A PMI is a “second derivative” measurement. It does not measure growth but the pace of growth. Thus while a PMI index is published in theory on a scale from zero to 100, mathematically zero or 100 are impossible. A measurement of 50 is considered the “neutral” level at which point growth is zero. A number above 50 implies expansion and a number below 50 implies contraction.

While zero and 100 are impossible, numbers above 70 are simply unrealistic and never seen. No industry can grow that fast. On the downside, numbers in the 30s or less are similarly very rare, although we have seen such results for the likes of Greece, for example, in recent years.

For the bigger economies, numbers implying contraction are usually contained to the 40s and expansion to the 50s, although it’s not that unusual to see a brief stint in the low 60s.

PMI releases typically appear from the first business day of the new month (or the first of month, weekend or not, in the Chinese government’s case). More recently, the Caixins and Markits of the world have taken to publishing “flash” estimates of PMI results one week ahead of the end of the month, at which point the month’s trend is becoming clear.

PMIs are considered important indicators because they offer close correlation to actual economic growth, as measured by GDP. And that’s why, particularly in recent years, they have become such potential market movers. We recall that what had been to that point a stock market pullback to August became a full-blown correction later in the month, triggered by a flash manufacturing PMI from Caixin that indicated Chinese contraction.

The Chinese government followed up at the beginning of September with an August manufacturing PMI of 49.7. Confirmation, it seemed, that China’s economy was indeed slowing and that the world should be afraid. Very afraid.

But the world, says Morgans, has got it very wrong.

The world is assuming that like every other PMI measurement on the planet, a 50 reading for Beijing’s manufacturing and services PMIs implies zero growth. Hence 49.7 implies contraction. In fact, the Chinese National Bureau of Statistics has set the neutral point to match the government’s target GDP growth rate. The zero point is therefore based on 7% growth.

Converting that into the PMI scale, Beijing’s August manufacturing PMI reading of 49.7, a number just under 50, implies a growth rate of just under 7.0%, indeed 6.9%. On Monday we learned China’s GDP grew in the September quarter at a rate of 6.9%.

Yes, this is the slowest rate of growth for China since the GFC, but sufficiently consistent with Beijing’s target rate. Where the world is getting it wrong, Morgans implies, is in believing that if the Chinese manufacturing PMI remains under 50 then it is continuing to contract. September’s result was 49.8. But in actual fact it just means the sector is not growing as fast as the target GDP growth rate suggests.

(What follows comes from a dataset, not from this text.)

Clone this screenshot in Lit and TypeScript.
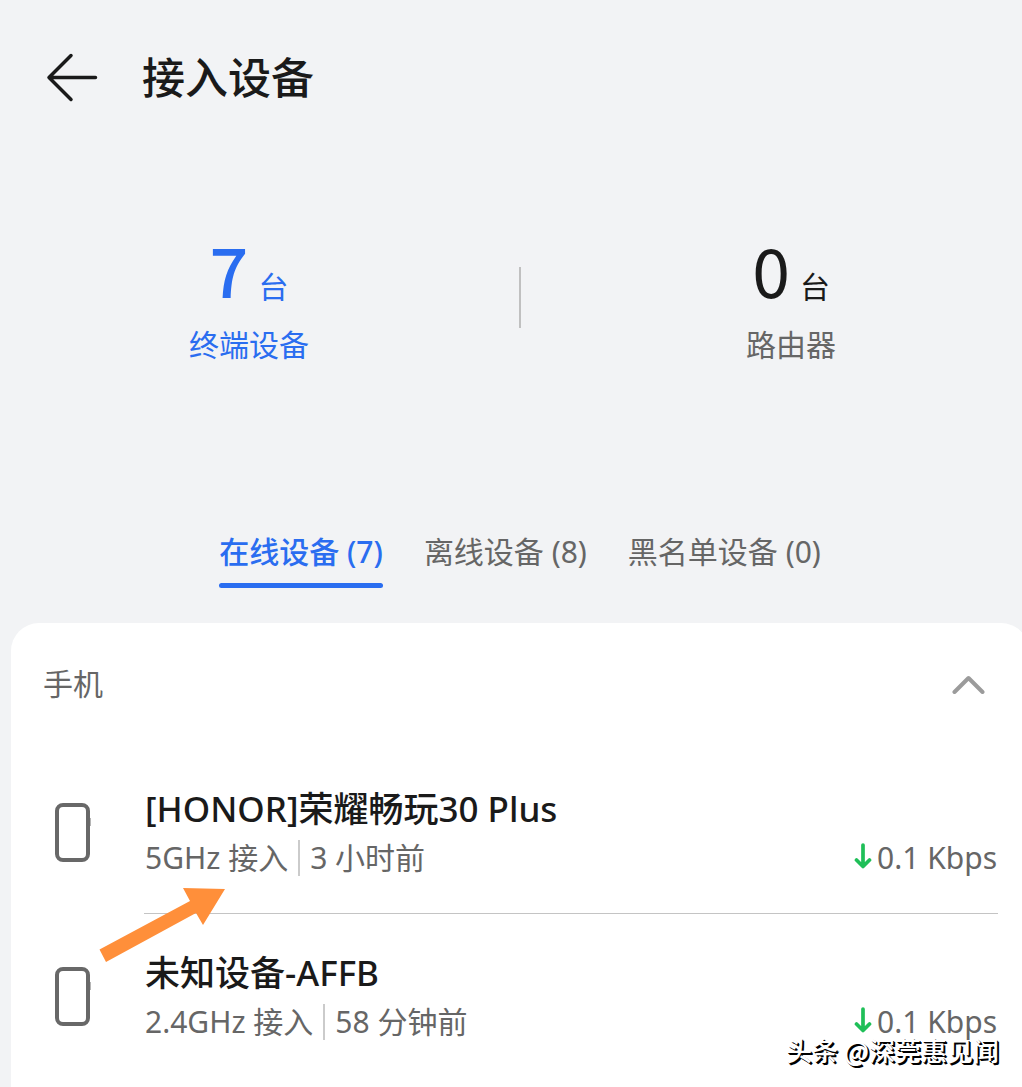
import { LitElement, html, svg, css } from "lit";
import { customElement, property, state } from "lit/decorators.js";
import { classMap } from "lit/directives/class-map.js";

interface Device {
  name: string;
  link: string;
  since: string;
  rate: string;
}

const DEVICES: Device[] = [
  { name: "[HONOR]荣耀畅玩30 Plus", link: "5GHz 接入", since: "3 小时前", rate: "0.1 Kbps" },
  { name: "未知设备-AFFB", link: "2.4GHz 接入", since: "58 分钟前", rate: "0.1 Kbps" },
];

const TABS = ["在线设备 (7)", "离线设备 (8)", "黑名单设备 (0)"];

@customElement("device-row")
export class DeviceRow extends LitElement {
  @property({ attribute: false }) device!: Device;

  static styles = css`
    :host {
      display: grid;
      grid-template-columns: 101px 1fr;
      align-items: stretch;
    }
    .icon {
      align-self: center;
      display: block;
      width: 40px;
      height: 60px;
      margin-left: 11px;
    }
    .body {
      box-sizing: border-box;
      height: 164px;
      padding-top: 34px;
      border-bottom: 1px solid #c4c4c4;
    }
    :host(.last) .body {
      border-bottom-color: transparent;
    }
    .name {
      margin: 0;
      padding-left: 1px;
      font-size: 35px;
      line-height: 50px;
      font-weight: 500;
      color: #1a1a1a;
      white-space: nowrap;
    }
    .detail {
      display: flex;
      align-items: center;
      padding: 0 1px;
      font-size: 30px;
      line-height: 48px;
      color: #666;
      white-space: nowrap;
    }
    .since {
      display: flex;
      align-items: center;
    }
    .since::before {
      content: "";
      width: 2px;
      height: 36px;
      margin: 0 10px;
      background: #cbcbcb;
    }
    .rate {
      display: flex;
      align-items: center;
      gap: 5px;
      margin-left: auto;
    }
    .down {
      display: block;
      width: 18px;
      height: 26px;
      margin-bottom: 4px;
    }
  `;

  render() {
    const d = this.device;
    return html`
      <svg class="icon" viewBox="0 0 40 60" fill="none" aria-hidden="true">
        <rect x="3" y="3" width="31" height="55" rx="6" stroke="#686868" stroke-width="4" />
        <path d="M35.500 16v8" stroke="#686868" stroke-width="2" />
      </svg>
      <div class="body">
        <h3 class="name">${d.name}</h3>
        <div class="detail">
          <span>${d.link}</span>
          <span class="since">${d.since}</span>
          <span class="rate">
            <svg class="down" viewBox="0 0 18 26" fill="none" aria-hidden="true">
              <path d="M9 2V23M2.500 17l6.500 6.500 6.500-6.500" stroke="#1fbf58" stroke-width="3.700" stroke-linecap="round" stroke-linejoin="round" />
            </svg>
            ${d.rate}
          </span>
        </div>
      </div>
    `;
  }
}

@customElement("app-root")
export class AppRoot extends LitElement {
  @state() private tab = 0;
  @state() private open = true;

  static styles = css`
    :host {
      display: block;
      position: relative;
      overflow: hidden;
      background: #f2f3f5;
      color: #1a1a1a;
      font-family: "Noto Sans", "Noto Sans CJK SC", sans-serif;
    }
    .page {
      display: flex;
      flex-direction: column;
      min-height: 100vh;
      margin-right: -18px;
    }
    button {
      margin: 0;
      padding: 0;
      border: 0;
      background: none;
      color: inherit;
      font: inherit;
      cursor: pointer;
    }
    svg {
      display: block;
    }
    .bar {
      display: flex;
      align-items: center;
      gap: 44px;
      height: 156px;
      padding-left: 46px;
    }
    .title {
      margin: 0;
      font-size: 43px;
      line-height: 60px;
      font-weight: 500;
    }
    .stats {
      display: grid;
      grid-template-columns: 1fr 44px 1fr;
      align-items: center;
      height: 283px;
    }
    .stat {
      display: flex;
      flex-direction: column;
      align-items: center;
    }
    .count {
      display: flex;
      align-items: baseline;
      gap: 10px;
      padding-top: 6px;
      font-family: "Noto Sans CJK SC", sans-serif;
      font-size: 30px;
      line-height: 72px;
    }
    .number {
      font-size: 68px;
    }
    .label {
      font-size: 30px;
      line-height: 48px;
      color: #666;
    }
    .stat.active,
    .stat.active .label {
      color: #2a6df0;
    }
    .stat.active .number {
      font-weight: 500;
    }
    .split {
      justify-self: center;
      width: 2px;
      height: 61px;
      background: #c0c0c0;
    }
    .tabs {
      display: flex;
      justify-content: center;
      align-items: flex-start;
      gap: 41px;
      padding-top: 89px;
      height: 95px;
    }
    .tab {
      font-size: 30px;
      line-height: 48px;
      color: #666;
      white-space: nowrap;
    }
    .tab.active {
      color: #2a6df0;
      font-weight: 500;
    }
    .tab.active::after {
      content: "";
      display: block;
      height: 5px;
      margin-top: 7px;
      border-radius: 3px;
      background: #2a6df0;
    }
    .card {
      flex: 1;
      margin: 0 11px;
      padding: 0 31px 9px 32px;
      border-radius: 28px 28px 0 0;
      background: #fff;
    }
    .group {
      display: flex;
      align-items: center;
      justify-content: space-between;
      width: 100%;
      height: 122px;
      margin-bottom: 5px;
      padding-right: 12px;
      font-size: 30px;
      line-height: 48px;
      color: #666;
    }
    .closed {
      transform: rotate(180deg);
    }
    .pointer {
      position: absolute;
      left: 98px;
      top: 886px;
    }
    .mark {
      position: absolute;
      right: 23px;
      top: 1030px;
      font-family: "Noto Sans CJK SC", sans-serif;
      font-size: 26px;
      line-height: 40px;
      font-weight: 500;
      color: #fff;
      text-shadow: 1px 1px 0 #000, 2px 2px 0 #000;
      white-space: nowrap;
    }
  `;

  private renderBack() {
    return svg`<svg width="52" height="50" viewBox="0 0 52 50" fill="none" aria-hidden="true">
      <path d="M49.500 24.500H3M25 2.500L3 24.500l22 22" stroke="#1a1a1a" stroke-width="3.500" stroke-linecap="round" stroke-linejoin="round" />
    </svg>`;
  }

  render() {
    return html`
      <div class="page">
        <header class="bar">
          <button aria-label="返回">${this.renderBack()}</button>
          <h1 class="title">接入设备</h1>
        </header>

        <section class="stats">
          <button class="stat active">
            <span class="count"><span class="number">7</span>台</span>
            <span class="label">终端设备</span>
          </button>
          <span class="split"></span>
          <button class="stat">
            <span class="count"><span class="number">0</span>台</span>
            <span class="label">路由器</span>
          </button>
        </section>

        <nav class="tabs" role="tablist">
          ${TABS.map(
            (t, i) => html`<button
              role="tab"
              aria-selected=${i === this.tab}
              class=${classMap({ tab: true, active: i === this.tab })}
              @click=${() => (this.tab = i)}
            >${t}</button>`
          )}
        </nav>

        <main class="card">
          <button class="group" aria-expanded=${this.open} @click=${() => (this.open = !this.open)}>
            <span>手机</span>
            <svg class=${classMap({ closed: !this.open })} width="34" height="20" viewBox="0 0 34 20" fill="none" aria-hidden="true">
              <path d="M2.500 18L16.500 4l14 14" stroke="#9b9b9b" stroke-width="4" stroke-linecap="round" stroke-linejoin="round" />
            </svg>
          </button>
          ${this.open
            ? DEVICES.map(
                (d, i) => html`<device-row class=${classMap({ last: i === DEVICES.length - 1 })} .device=${d}></device-row>`
              )
            : ""}
        </main>
      </div>

      <svg class="pointer" width="128" height="78" viewBox="0 0 128 78" aria-hidden="true">
        <path d="M85 2L127 3 105 39 98 27 8 76 1.500 63.500 92 15z" fill="#ff8f3a" />
      </svg>
      <div class="mark">头条 @深莞惠见闻</div>
    `;
  }
}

Prior to issuing its Fourth Quarter Investment Strategy, Morgans had not yet seen China’s September GDP numbers. But the analysts have broken down the previous June quarter results.

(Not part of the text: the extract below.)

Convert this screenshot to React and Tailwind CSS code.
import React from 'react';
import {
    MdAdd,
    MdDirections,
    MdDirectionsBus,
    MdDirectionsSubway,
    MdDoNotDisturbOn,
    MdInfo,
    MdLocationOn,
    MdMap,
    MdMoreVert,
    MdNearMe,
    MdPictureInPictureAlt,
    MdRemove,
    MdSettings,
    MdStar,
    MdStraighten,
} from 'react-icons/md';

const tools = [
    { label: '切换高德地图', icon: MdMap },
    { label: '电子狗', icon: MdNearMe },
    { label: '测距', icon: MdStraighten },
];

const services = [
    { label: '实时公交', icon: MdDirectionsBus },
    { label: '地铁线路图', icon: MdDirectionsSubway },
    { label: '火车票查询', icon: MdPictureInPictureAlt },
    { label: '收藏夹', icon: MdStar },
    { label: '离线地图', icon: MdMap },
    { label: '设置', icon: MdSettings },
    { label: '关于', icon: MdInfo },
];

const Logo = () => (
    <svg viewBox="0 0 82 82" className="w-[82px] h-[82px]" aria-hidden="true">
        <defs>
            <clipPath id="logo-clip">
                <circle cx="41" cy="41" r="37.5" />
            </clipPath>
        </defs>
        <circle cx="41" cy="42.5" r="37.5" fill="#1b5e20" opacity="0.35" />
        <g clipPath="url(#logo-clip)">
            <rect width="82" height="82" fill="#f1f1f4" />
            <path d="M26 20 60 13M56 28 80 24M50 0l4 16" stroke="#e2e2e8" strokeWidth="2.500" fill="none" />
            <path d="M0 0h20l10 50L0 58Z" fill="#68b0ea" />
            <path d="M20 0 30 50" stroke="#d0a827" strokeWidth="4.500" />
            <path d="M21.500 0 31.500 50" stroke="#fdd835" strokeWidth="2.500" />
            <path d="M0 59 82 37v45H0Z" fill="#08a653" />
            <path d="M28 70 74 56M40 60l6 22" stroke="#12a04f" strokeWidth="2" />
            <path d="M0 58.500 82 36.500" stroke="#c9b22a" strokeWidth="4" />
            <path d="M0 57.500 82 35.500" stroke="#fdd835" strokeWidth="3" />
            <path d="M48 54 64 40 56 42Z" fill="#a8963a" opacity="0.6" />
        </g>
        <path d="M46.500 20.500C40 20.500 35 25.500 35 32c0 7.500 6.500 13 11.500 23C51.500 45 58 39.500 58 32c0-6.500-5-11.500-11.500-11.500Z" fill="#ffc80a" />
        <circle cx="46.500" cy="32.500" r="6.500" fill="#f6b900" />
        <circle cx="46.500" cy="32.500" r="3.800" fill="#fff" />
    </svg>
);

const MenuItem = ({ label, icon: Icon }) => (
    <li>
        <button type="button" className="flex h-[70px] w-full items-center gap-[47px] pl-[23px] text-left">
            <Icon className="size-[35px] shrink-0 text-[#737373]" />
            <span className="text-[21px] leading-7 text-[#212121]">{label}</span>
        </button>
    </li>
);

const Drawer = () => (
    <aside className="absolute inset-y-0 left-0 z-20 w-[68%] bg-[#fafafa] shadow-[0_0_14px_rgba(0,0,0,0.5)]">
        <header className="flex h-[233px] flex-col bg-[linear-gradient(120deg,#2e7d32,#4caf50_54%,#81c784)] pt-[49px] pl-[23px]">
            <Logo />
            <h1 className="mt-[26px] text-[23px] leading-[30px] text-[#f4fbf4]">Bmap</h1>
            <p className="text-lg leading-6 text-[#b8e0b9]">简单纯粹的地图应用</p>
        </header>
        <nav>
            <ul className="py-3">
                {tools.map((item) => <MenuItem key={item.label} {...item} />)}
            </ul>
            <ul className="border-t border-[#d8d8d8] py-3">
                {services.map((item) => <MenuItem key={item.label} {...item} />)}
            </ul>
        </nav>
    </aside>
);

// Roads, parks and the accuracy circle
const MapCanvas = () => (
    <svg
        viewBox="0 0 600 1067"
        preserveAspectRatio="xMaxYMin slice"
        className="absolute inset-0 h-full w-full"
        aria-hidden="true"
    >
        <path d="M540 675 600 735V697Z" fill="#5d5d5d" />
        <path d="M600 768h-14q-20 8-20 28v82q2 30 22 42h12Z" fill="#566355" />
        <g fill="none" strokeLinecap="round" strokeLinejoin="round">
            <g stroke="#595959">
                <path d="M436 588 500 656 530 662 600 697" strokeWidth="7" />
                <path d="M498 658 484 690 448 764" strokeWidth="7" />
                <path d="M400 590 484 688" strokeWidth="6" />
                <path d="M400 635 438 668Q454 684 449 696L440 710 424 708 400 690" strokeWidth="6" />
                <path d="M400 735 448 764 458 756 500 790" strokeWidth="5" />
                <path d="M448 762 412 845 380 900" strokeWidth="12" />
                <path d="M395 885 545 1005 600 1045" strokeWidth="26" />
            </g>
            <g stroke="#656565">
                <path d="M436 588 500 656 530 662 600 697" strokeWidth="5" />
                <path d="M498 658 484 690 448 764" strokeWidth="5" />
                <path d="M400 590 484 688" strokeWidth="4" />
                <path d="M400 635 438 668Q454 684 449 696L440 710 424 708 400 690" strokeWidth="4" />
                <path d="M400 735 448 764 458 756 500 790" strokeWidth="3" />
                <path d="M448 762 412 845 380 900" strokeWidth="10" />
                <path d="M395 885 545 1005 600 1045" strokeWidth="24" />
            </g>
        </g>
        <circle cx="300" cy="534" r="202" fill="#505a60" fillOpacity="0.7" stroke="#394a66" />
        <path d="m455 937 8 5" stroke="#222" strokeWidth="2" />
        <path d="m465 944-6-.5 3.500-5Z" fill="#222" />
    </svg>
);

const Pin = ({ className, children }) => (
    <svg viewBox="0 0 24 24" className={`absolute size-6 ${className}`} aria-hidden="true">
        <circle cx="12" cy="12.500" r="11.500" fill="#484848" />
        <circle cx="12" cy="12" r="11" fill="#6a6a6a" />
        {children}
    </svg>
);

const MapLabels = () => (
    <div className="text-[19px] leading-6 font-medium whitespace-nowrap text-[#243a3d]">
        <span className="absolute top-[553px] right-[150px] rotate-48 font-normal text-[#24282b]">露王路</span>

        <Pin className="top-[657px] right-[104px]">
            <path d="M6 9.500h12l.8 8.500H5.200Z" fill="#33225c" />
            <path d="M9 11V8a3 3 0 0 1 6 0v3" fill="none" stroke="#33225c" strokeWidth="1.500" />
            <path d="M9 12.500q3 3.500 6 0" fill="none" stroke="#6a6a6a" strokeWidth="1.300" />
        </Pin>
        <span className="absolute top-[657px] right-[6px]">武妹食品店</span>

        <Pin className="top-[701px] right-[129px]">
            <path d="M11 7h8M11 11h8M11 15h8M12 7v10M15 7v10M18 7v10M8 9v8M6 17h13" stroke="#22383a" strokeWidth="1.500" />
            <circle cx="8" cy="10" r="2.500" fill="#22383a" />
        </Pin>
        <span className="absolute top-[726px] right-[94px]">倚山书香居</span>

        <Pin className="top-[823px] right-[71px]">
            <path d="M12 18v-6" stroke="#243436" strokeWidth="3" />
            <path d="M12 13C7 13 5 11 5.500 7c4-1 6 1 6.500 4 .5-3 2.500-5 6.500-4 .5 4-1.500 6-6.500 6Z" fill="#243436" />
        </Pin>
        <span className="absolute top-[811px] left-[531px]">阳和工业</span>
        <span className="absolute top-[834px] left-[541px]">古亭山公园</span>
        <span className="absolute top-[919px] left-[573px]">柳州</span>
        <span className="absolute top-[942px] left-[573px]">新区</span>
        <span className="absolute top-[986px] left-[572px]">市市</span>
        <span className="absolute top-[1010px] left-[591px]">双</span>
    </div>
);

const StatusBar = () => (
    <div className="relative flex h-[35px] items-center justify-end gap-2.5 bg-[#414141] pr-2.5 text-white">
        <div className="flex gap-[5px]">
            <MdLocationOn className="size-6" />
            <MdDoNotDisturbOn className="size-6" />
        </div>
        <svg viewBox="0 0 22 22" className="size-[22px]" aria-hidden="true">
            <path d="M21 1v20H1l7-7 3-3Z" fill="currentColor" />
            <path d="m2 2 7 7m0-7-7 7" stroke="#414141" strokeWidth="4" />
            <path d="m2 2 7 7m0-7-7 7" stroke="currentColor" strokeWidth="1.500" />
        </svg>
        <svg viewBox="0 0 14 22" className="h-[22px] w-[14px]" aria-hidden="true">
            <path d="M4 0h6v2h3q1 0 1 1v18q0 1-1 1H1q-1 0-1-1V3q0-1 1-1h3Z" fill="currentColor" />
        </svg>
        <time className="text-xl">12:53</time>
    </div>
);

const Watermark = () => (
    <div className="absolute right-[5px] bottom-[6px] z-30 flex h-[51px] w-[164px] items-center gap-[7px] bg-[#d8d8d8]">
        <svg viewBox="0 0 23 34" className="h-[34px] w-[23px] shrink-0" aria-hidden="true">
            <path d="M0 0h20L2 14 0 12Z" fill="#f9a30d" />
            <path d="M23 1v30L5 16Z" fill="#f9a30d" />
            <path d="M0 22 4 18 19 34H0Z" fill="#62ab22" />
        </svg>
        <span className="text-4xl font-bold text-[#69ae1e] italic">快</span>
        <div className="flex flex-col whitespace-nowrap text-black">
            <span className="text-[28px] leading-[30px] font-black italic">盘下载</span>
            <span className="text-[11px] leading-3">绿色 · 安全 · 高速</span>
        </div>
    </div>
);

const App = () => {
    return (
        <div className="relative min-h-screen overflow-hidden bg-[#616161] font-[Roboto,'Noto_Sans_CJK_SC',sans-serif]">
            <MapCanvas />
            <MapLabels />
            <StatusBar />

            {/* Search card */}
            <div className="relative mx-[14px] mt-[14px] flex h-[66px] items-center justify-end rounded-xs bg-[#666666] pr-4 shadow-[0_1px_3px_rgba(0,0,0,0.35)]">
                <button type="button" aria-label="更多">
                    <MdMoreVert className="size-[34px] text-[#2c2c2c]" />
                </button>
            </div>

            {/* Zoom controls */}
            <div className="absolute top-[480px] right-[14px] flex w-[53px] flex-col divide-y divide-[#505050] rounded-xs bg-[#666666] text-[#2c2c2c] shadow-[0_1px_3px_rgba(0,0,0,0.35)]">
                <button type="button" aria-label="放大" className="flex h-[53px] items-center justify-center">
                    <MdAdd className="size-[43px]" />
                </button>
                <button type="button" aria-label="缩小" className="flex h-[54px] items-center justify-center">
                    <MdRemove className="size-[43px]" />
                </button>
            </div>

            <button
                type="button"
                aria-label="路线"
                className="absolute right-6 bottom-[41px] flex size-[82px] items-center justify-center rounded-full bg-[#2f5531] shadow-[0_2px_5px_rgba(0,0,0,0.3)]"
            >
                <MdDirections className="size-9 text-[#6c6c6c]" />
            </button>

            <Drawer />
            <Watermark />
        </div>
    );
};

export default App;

China’s GDP grew at an annual rate of 7.0% in the quarter. On a segmental basis, the manufacturing sector grew at 6.0%. The service sector grew at 8.5%. Within that sector, finance grew at a solid 19.2%.

Clearly there is a close correlation with China’s manufacturing sector GDP contribution and the manufacturing PMI. There is also a close correlation with monthly industrial production numbers. In August Chinese industrial production grew at an annual rate of 6.1%. Within that particular number, state-owned enterprises saw a slower rate of growth but private sector enterprises grew by 10.3%.

This suggests, Morgans believes, that Beijing is looking to increase productivity by supporting private sector growth ahead of state-owned enterprises. The government is trying to transition the economy away from being export driven to being driven by domestic consumption. This requires an increase in disposable income, Morgans notes. In the June quarter disposable income grew by 9.0%.

“It may be that the recovery in domestic demand and domestic consumption that the Chinese government wants to achieve is just now beginning to occur,” says Morgans.

And it just may be that every time global markets panic over a Chinese PMI result under 50, they are drawing the wrong conclusion.